:: DATA EXCERPT

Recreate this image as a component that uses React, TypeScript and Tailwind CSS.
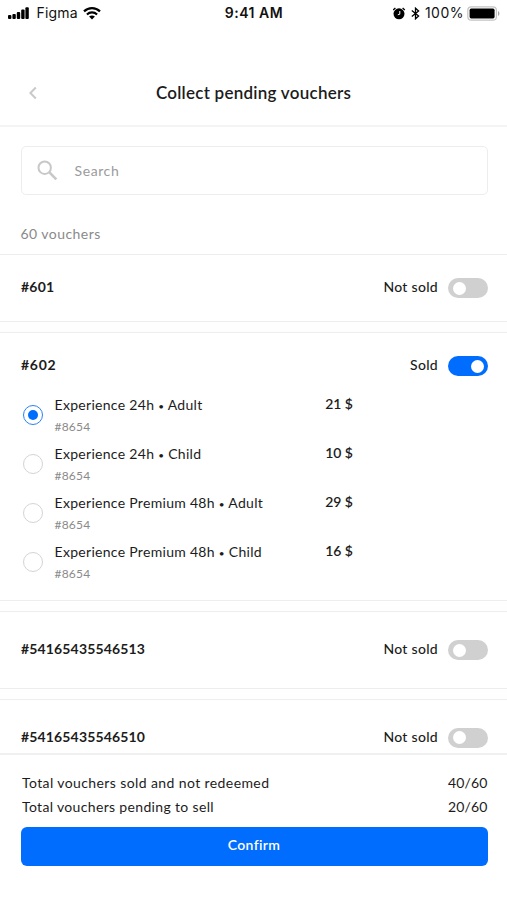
type Option = { product: string; audience: string; code: string; price: string };

const options: Option[] = [
  { product: 'Experience 24h', audience: 'Adult', code: '#8654', price: '21 $' },
  { product: 'Experience 24h', audience: 'Child', code: '#8654', price: '10 $' },
  { product: 'Experience Premium 48h', audience: 'Adult', code: '#8654', price: '29 $' },
  { product: 'Experience Premium 48h', audience: 'Child', code: '#8654', price: '16 $' },
];

function StatusBar() {
  return (
    <div className="grid h-[26px] grid-cols-[1fr_auto_1fr] items-center pl-2 pr-[7px] font-[Inter,sans-serif] text-[14px] leading-[26px] text-[#111]">
      <div className="flex items-center">
        <svg width="21" height="13" viewBox="0 0 21 13" fill="#000">
          <rect x="0" y="8" width="3.4" height="4" rx="1" />
          <rect x="4.4" y="7" width="3.4" height="5" rx="1" />
          <rect x="8.8" y="5" width="3.4" height="7" rx="1" />
          <rect x="13.2" y="2.6" width="3.4" height="9.4" rx="1" />
          <rect x="17.4" y="0.2" width="3.4" height="11.8" rx="1" />
        </svg>
        <span className="ml-[7.5px] tracking-[0.2px]">Figma</span>
        <svg className="ml-[5px]" width="18" height="13" viewBox="0 0 18 13" fill="none" stroke="#000">
          <path d="M1 4.4C5.5 0.1 12.5 0.1 17 4.4" strokeWidth="2.2" />
          <path d="M3.9 7.4C6.8 4.7 11.2 4.7 14.1 7.4" strokeWidth="2.1" />
          <path d="M9 12.4L6.1 9.5C7.8 8 10.2 8 11.9 9.5Z" fill="#000" stroke="none" />
        </svg>
      </div>
      <span className="font-semibold tracking-[0.5px]">9:41 AM</span>
      <div className="flex items-center justify-end">
        <svg width="14" height="13" viewBox="0 0 14 13" fill="none" stroke="#000">
          <circle cx="6" cy="6.8" r="5.5" fill="#000" stroke="none" />
          <path d="M0.2 3L2.4 1M11.8 3L9.6 1" strokeWidth="1.3" />
          <path d="M6.8 4V7.2L4.8 7.8" stroke="#fff" strokeWidth="1" />
        </svg>
        <svg className="ml-1" width="9" height="13" viewBox="0 0 9 13" fill="none" stroke="#000" strokeWidth="1.3">
          <path d="M0.8 3.6L7.6 9L4.5 11.8V1.2L7.6 4L0.8 9.4" />
        </svg>
        <span className="ml-[5px] tracking-[0.5px]">100%</span>
        <svg className="ml-[3px]" width="33" height="15" viewBox="0 0 33 15">
          <rect x="0.8" y="0.8" width="28.6" height="13.4" rx="3.5" fill="#fff" stroke="#c4c4c4" strokeWidth="1.2" />
          <rect x="2.6" y="2.6" width="25" height="9.8" rx="1.6" fill="#000" />
          <path d="M31 5C32.9 5.8 32.9 9.2 31 10Z" fill="#aaa" />
        </svg>
      </div>
    </div>
  );
}

function Toggle({ on }: { on: boolean }) {
  return (
    <span
      className={
        on
          ? 'flex h-5 w-[39.5px] items-center justify-end rounded-full bg-[#006dff] px-1'
          : 'flex h-5 w-[39.5px] items-center justify-start rounded-full bg-[#d0d0d0] px-[5px]'
      }
    >
      <span className="size-[13px] rounded-full bg-white" />
    </span>
  );
}

function VoucherHead({ id, sold, idClass }: { id: string; sold: boolean; idClass: string }) {
  return (
    <div className="flex h-5 items-center justify-between">
      <span className={idClass}>{id}</span>
      <div className="flex items-center gap-[10px]">
        <span className="pb-[3px] text-[14px] font-medium leading-[17px] tracking-[0.3px]">
          {sold ? 'Sold' : 'Not sold'}
        </span>
        <Toggle on={sold} />
      </div>
    </div>
  );
}

function Radio({ checked }: { checked: boolean }) {
  return checked ? (
    <span className="flex size-5 items-center justify-center rounded-full border-[1.5px] border-[#2b80f8]">
      <span className="size-[10px] rounded-full bg-[#006dff]" />
    </span>
  ) : (
    <span className="block size-5 rounded-full border-[1.5px] border-[#d4d4d4]" />
  );
}

const firstId = 'pb-[3px] text-[14px] leading-[17px] font-bold tracking-[0.2px]';
const shortId = 'pb-[3px] text-[14px] leading-[17px] font-bold tracking-[0.7px]';
const longId = 'pb-[3px] text-[14px] leading-[17px] font-bold tracking-[0.15px]';

export default function App() {
  return (
    <div className="flex h-[900px] w-[507px] flex-col overflow-hidden bg-white font-[Lato,sans-serif] text-[14px] text-[#1c1c1c]">
      <StatusBar />
      <header className="grid h-[101px] shrink-0 grid-cols-[1fr_auto_1fr] items-center border-b-2 border-[#f4f4f4] px-[28px] pt-[34px]">
        <svg width="10" height="14" viewBox="0 0 10 14" fill="none" stroke="#c9c9c9" strokeWidth="2">
          <path d="M7.8 1.5L2.4 7L7.8 12.5" />
        </svg>
        <h1 className="text-[17px] font-semibold leading-6 tracking-[0.25px]">Collect pending vouchers</h1>
      </header>
      <div className="px-[20.5px] pt-[19px]">
        <div className="flex h-[49px] w-[467px] items-center rounded-[5px] border-[1.5px] border-[#ededed] pl-[15px]">
          <svg width="21" height="21" viewBox="0 0 21 21" fill="none" stroke="#c8c8c8">
            <circle cx="7.7" cy="7.7" r="6.2" strokeWidth="2" />
            <path d="M12.2 12.2L19.3 19.3" strokeWidth="2.6" />
          </svg>
          <span className="ml-[17px] text-[14px] tracking-[0.6px] text-[#9b9b9b]">Search</span>
        </div>
      </div>
      <p className="h-[59px] shrink-0 pl-[20.5px] pt-[29px] text-[14px] leading-5 tracking-[0.45px] text-[#8a8a8a]">
        60 vouchers
      </p>

      <main className="flex h-[499px] shrink-0 flex-col gap-[10px] overflow-hidden bg-[#fefefe]">
        <section className="h-[68px] shrink-0 border-y border-[#ededed] bg-white pl-[21px] pr-[19.5px] pt-[23px]">
          <VoucherHead id="#601" sold={false} idClass={firstId} />
        </section>
        <section className="h-[269px] shrink-0 border-y border-[#ededed] bg-white pl-[21px] pr-[19.5px] pt-[23px]">
          <VoucherHead id="#602" sold idClass={shortId} />
          <ul className="mt-[19px] flex flex-col">
            {options.map((o, i) => (
              <li key={o.product + o.audience} className="flex h-[49px] w-[332px] pl-[1.5px]">
                <span className="mt-[10px] shrink-0">
                  <Radio checked={i === 0} />
                </span>
                <div className="ml-3 flex-1">
                  <p className="text-[14px] leading-5 tracking-[0.3px]">
                    {o.product} <span className="text-[10px]">•</span> {o.audience}
                  </p>
                  <p className="mt-px text-[12px] leading-5 tracking-[0.2px] text-[#8a8a8a]">{o.code}</p>
                </div>
                <span className="-mt-px text-[14px] font-semibold leading-5">{o.price}</span>
              </li>
            ))}
          </ul>
        </section>
        <section className="h-[78px] shrink-0 border-y border-[#ededed] bg-white pl-[21px] pr-[19.5px] pt-[28px]">
          <VoucherHead id="#54165435546513" sold={false} idClass={longId} />
        </section>
        <section className="h-[78px] shrink-0 border-t border-[#ededed] bg-white pl-[21px] pr-[19.5px] pt-[27.5px]">
          <VoucherHead id="#54165435546510" sold={false} idClass={longId} />
        </section>
      </main>

      <footer className="flex-1 border-t-2 border-[#f0f0f0] pl-[20.5px] pr-[19.5px] pt-4">
        <dl className="text-[14px] leading-[24px]">
          <div className="flex justify-between pl-[1.5px]">
            <dt className="tracking-[0.4px]">Total vouchers sold and not redeemed</dt>
            <dd className="tracking-[0.15px]">40/60</dd>
          </div>
          <div className="flex justify-between pl-[1.5px]">
            <dt className="tracking-[0.34px]">Total vouchers pending to sell</dt>
            <dd className="tracking-[0.15px]">20/60</dd>
          </div>
        </dl>
        <button className="mt-2 flex h-[39px] w-full items-center justify-center rounded-[6px] bg-[#006dff] pb-1 text-[14px] font-semibold tracking-[0.35px] text-white">
          Confirm
        </button>
      </footer>
    </div>
  );
}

::::

* _WHAT THE TASK ASKS_
Return nothing but the lines running from the start of the data to the line with "string; audience: string;", please, both ends included and no pictures.

* _WRITTEN RESPONSE_
Recreate this image as a component that uses React, TypeScript and Tailwind CSS.
type Option = { product: string; audience: string; code: string; price: string };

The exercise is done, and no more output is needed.